● **RAW DATA**:
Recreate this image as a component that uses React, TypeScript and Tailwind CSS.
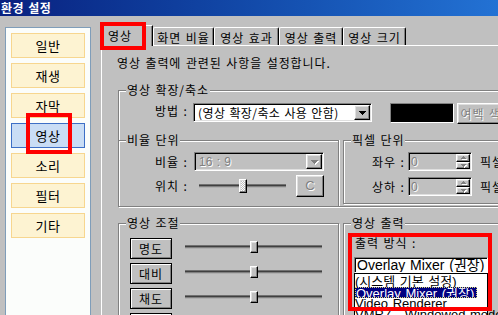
import React from "react";

const RAISED =
  "border border-t-white border-l-white border-r-black border-b-black shadow-[inset_-1px_-1px_0_#808080,inset_1px_1px_0_#dfdfdf]";
const SUNKEN =
  "border border-t-[#808080] border-l-[#808080] border-b-white border-r-white shadow-[inset_1px_1px_0_#000,inset_-1px_-1px_0_#dfdfdf]";
const ETCHED = "border border-[#808080] shadow-[inset_1px_1px_0_#fff,1px_1px_0_#fff]";
const DIS = "text-[#808080] [text-shadow:1px_1px_0_#fff]";
const LATIN = "font-['Liberation_Sans','Noto_Sans_CJK_KR',sans-serif] tracking-normal";

function Tri({ disabled }: { disabled?: boolean }) {
  return (
    <svg
      width="7"
      height="4"
      viewBox="0 0 7 4"
      shapeRendering="crispEdges"
      className={disabled ? "drop-shadow-[1px_1px_0_#fff]" : ""}
    >
      <path d="M0 0h7v1h-1v1h-1v1h-1v1h-1v-1h-1v-1h-1v-1h-1z" fill={disabled ? "#808080" : "#000"} />
    </svg>
  );
}

function SmallTri({ up }: { up?: boolean }) {
  return (
    <svg width="5" height="3" viewBox="0 0 5 3" shapeRendering="crispEdges" className="drop-shadow-[1px_1px_0_#fff]">
      <path
        d={up ? "M2 0h1v1h1v1h1v1h-5v-1h1v-1h1z" : "M0 0h5v1h-1v1h-1v1h-1v-1h-1v-1h-1z"}
        fill="#808080"
      />
    </svg>
  );
}

function Combo({
  className,
  children,
  disabled,
}: {
  className: string;
  children: React.ReactNode;
  disabled?: boolean;
}) {
  return (
    <div className={`${SUNKEN} ${disabled ? "bg-[#c0c0c0]" : "bg-white"} flex p-[1px] shrink-0 ${className}`}>
      <div
        className={`flex-1 flex items-center pl-[3px] whitespace-nowrap overflow-hidden ${disabled ? DIS : ""}`}
      >
        {children}
      </div>
      <div className={`${RAISED} w-[16px] flex items-center justify-center bg-[#c0c0c0]`}>
        <Tri disabled={disabled} />
      </div>
    </div>
  );
}

function Spin({ className }: { className: string }) {
  return (
    <div className={`${SUNKEN} bg-[#c0c0c0] flex p-[1px] shrink-0 ${className}`}>
      <div className={`flex-1 flex items-center pl-[1px] ${LATIN} ${DIS}`}>0</div>
      <div className="w-[14px] flex flex-col">
        <div className={`${RAISED} flex-1 flex items-center justify-center bg-[#c0c0c0]`}>
          <SmallTri up />
        </div>
        <div className={`${RAISED} flex-1 flex items-center justify-center bg-[#c0c0c0]`}>
          <SmallTri />
        </div>
      </div>
    </div>
  );
}

function Slider({
  className,
  thumbClass,
}: {
  className: string;
  thumbClass: string;
}) {
  return (
    <div className={`relative shrink-0 ${className}`}>
      <div className="absolute left-0 right-0 top-1/2 -translate-y-1/2 h-[3px] border-y border-t-[#808080] border-b-white bg-black" />
      <div className={`absolute top-0 h-full w-[8px] ${RAISED} ${thumbClass}`} />
    </div>
  );
}

function GroupLabel({ children }: { children: React.ReactNode }) {
  return (
    <span className="absolute -top-[8px] left-[7px] px-[1px] bg-[#c0c0c0] leading-[14px] whitespace-nowrap">
      {children}
    </span>
  );
}

const NAV = ["일반", "재생", "자막", "영상", "소리", "필터", "기타"];

const TABS: { label: string; w: string }[] = [
  { label: "화면 비율", w: "w-[61px]" },
  { label: "영상 효과", w: "w-[65px]" },
  { label: "영상 출력", w: "w-[64px]" },
  { label: "영상 크기", w: "w-[63px]" },
];

export default function App() {
  return (
    <div className="relative w-[498px] h-[315px] overflow-hidden bg-[#c0c0c0] text-black text-[12px] leading-[14px] tracking-[0.9px] font-['Noto_Sans_CJK_KR','Noto_Sans',sans-serif] [word-spacing:1px]">
      {/* title bar */}
      <div className="h-[16px] bg-linear-to-r from-[#0a2180] to-[#2372d4] text-white font-bold leading-[16px] pl-[1px] tracking-[0.5px]">
        환경 설정
      </div>

      <div className="flex items-start">
        {/* left navigation */}
        <div className="ml-[5px] mt-[11px] w-[86px] h-[300px] shrink-0 border border-[#7f9db9] bg-[#fbfdfb] flex flex-col gap-[5px] pt-[5px] px-[5px]">
          {NAV.map((n) => (
            <div
              key={n}
              className={`h-[25px] shrink-0 flex items-center justify-center border text-[13px] tracking-[0.5px] ${
                n === "영상" ? "bg-[#c9ddf5] border-[#3d6fc6]" : "bg-[#fdf3d2] border-[#f7d68f]"
              }`}
            >
              {n}
            </div>
          ))}
        </div>

        {/* tab control */}
        <div className="ml-[10px] mt-[9px] w-[420px] shrink-0 flex flex-col">
          <div className="flex items-end h-[20px]">
            <div className="relative z-10 -mb-[1px] h-[21px] w-[52px] shrink-0 bg-[#c0c0c0] border-t border-l border-white border-r border-r-black shadow-[inset_-1px_0_0_#808080] flex items-center pl-[6px]">
              영상
            </div>
            {TABS.map((t) => (
              <div
                key={t.label}
                className={`h-[18px] ${t.w} shrink-0 rounded-t-[2px] border-t border-l border-white border-r border-r-black shadow-[inset_-1px_0_0_#808080] flex items-center justify-center pt-[2px] whitespace-nowrap`}
              >
                {t.label}
              </div>
            ))}
          </div>

          {/* tab page */}
          <div className="h-[280px] border-t border-l border-white">
            <div className="mt-[10px] ml-[15px] whitespace-nowrap">영상 출력에 관련된 사항을 설정합니다.</div>

            {/* 영상 확장/축소 */}
            <div className={`relative mt-[20px] ml-[16px] w-[400px] h-[117px] ${ETCHED}`}>
              <GroupLabel>영상 확장/축소</GroupLabel>
              <div className="flex items-start mt-[12px]">
                <div className="w-[74px] pl-[36px] mt-[1px] shrink-0 whitespace-nowrap">방법 :</div>
                <Combo className="w-[179px] h-[19px] tracking-[0.4px]">(영상 확장/축소 사용 안함)</Combo>
                <div className="ml-[18px] w-[64px] h-[20px] shrink-0 bg-black border border-t-[#808080] border-l-[#808080] border-b-white border-r-white" />
                <div className={`ml-[3px] w-[60px] h-[21px] shrink-0 ${RAISED} flex items-center justify-center whitespace-nowrap ${DIS}`}>
                  여백 색...
                </div>
              </div>

              <div className="flex items-start mt-[16px]">
                {/* 비율 단위 */}
                <div className="relative w-[220px] h-[66px] shrink-0 border-t border-r border-[#808080] shadow-[inset_0_1px_0_#fff,1px_0_0_#fff]">
                  <GroupLabel>비율 단위</GroupLabel>
                  <div className="flex items-center mt-[11px]">
                    <div className="w-[75px] pl-[36px] shrink-0 whitespace-nowrap">비율 :</div>
                    <Combo className={`w-[130px] h-[19px] ${LATIN}`} disabled>
                      16 : 9
                    </Combo>
                  </div>
                  <div className="flex items-center mt-[4px] h-[22px]">
                    <div className="w-[80px] pl-[36px] shrink-0 whitespace-nowrap">위치 :</div>
                    <Slider
                      className="w-[87px] h-[14px]"
                      thumbClass="left-[40px] bg-[repeating-conic-gradient(#fff_0_25%,#c0c0c0_0_50%)] bg-[length:2px_2px]"
                    />
                    <div className={`ml-[10px] w-[28px] h-[22px] shrink-0 ${RAISED} flex items-center justify-center ${LATIN} text-[13px] ${DIS}`}>
                      C
                    </div>
                  </div>
                </div>

                {/* 픽셀 단위 */}
                <div className={`relative ml-[4px] w-[180px] h-[64px] shrink-0 ${ETCHED}`}>
                  <GroupLabel>픽셀 단위</GroupLabel>
                  <div className="flex items-center mt-[11px]">
                    <div className="w-[64px] pl-[28px] shrink-0 whitespace-nowrap">좌우 :</div>
                    <Spin className="w-[64px] h-[19px]" />
                    <div className="ml-[8px] whitespace-nowrap">픽셀</div>
                  </div>
                  <div className="flex items-center mt-[6px]">
                    <div className="w-[64px] pl-[28px] shrink-0 whitespace-nowrap">상하 :</div>
                    <Spin className="w-[64px] h-[19px]" />
                    <div className="ml-[8px] whitespace-nowrap">픽셀</div>
                  </div>
                </div>
              </div>
            </div>

            {/* lower groups */}
            <div className="flex items-start mt-[16px] ml-[16px]">
              {/* 영상 조절 */}
              <div className={`relative w-[221px] h-[120px] shrink-0 ${ETCHED}`}>
                <GroupLabel>영상 조절</GroupLabel>
                <div className="flex flex-col gap-[4px] pt-[14px] pl-[11px]">
                  {["명도", "대비", "채도", ""].map((b, i) => (
                    <div key={i} className="flex items-start">
                      <div className="w-[42px] h-[21px] shrink-0 border border-black bg-[#c0c0c0] shadow-[inset_1px_1px_0_#fff,inset_-1px_-1px_0_#808080] flex items-center justify-center">
                        {b}
                      </div>
                      <Slider className="ml-[13px] mt-[3px] w-[137px] h-[12px]" thumbClass="left-[65px] bg-[#c0c0c0]" />
                    </div>
                  ))}
                </div>
              </div>

              {/* 영상 출력 */}
              <div className={`relative ml-[4px] w-[200px] h-[120px] shrink-0 ${ETCHED}`}>
                <GroupLabel>영상 출력</GroupLabel>
                <div className="mt-[12px] pl-[11px] whitespace-nowrap">출력 방식 :</div>
                <div
                  className={`mt-[7px] ml-[10px] w-[134px] h-[16px] bg-white border border-t-[#808080] border-l-[#808080] border-b-white border-r-white shadow-[inset_1px_1px_0_#000] flex items-center pl-[2px] whitespace-nowrap overflow-hidden text-[14px] leading-[15px] ${LATIN}`}
                >
                  Overlay Mixer (권장)
                </div>
                <div className={`ml-[10px] w-[134px] h-[60px] bg-white border border-black pt-[2px] text-[13px] leading-[11px] ${LATIN}`}>
                  <div className="h-[11px] whitespace-nowrap">(시스템 기본 설정)</div>
                  <div className="relative z-10 h-[11px] w-fit pr-[2px] bg-[#000080] text-white whitespace-nowrap overflow-hidden border border-dotted border-[#d8d870]">
                    Overlay Mixer (권장)
                  </div>
                  <div className="h-[11px] whitespace-nowrap">Video Renderer</div>
                  <div className="h-[11px] whitespace-nowrap">VMR7 - Windowed mode</div>
                </div>
              </div>
            </div>
          </div>
        </div>
      </div>

      {/* red annotation boxes */}
      <div className="absolute z-20 left-[100px] top-[22px] w-[46px] h-[28px] border-4 border-[#ff0000] pointer-events-none" />
      <div className="absolute z-20 left-[26px] top-[113px] w-[46px] h-[41px] border-4 border-[#ff0000] pointer-events-none" />
      <div className="absolute z-20 left-[348px] top-[233px] w-[144px] h-[78px] border-4 border-[#ff0000] pointer-events-none" />
    </div>
  );
}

● **WRITTEN REQUEST**: With all pictures left out, please transcribe exactly the lines from the start of the material through the line with "import React from".

● **SOLVED EXERCISE**:
Recreate this image as a component that uses React, TypeScript and Tailwind CSS.
import React from "react";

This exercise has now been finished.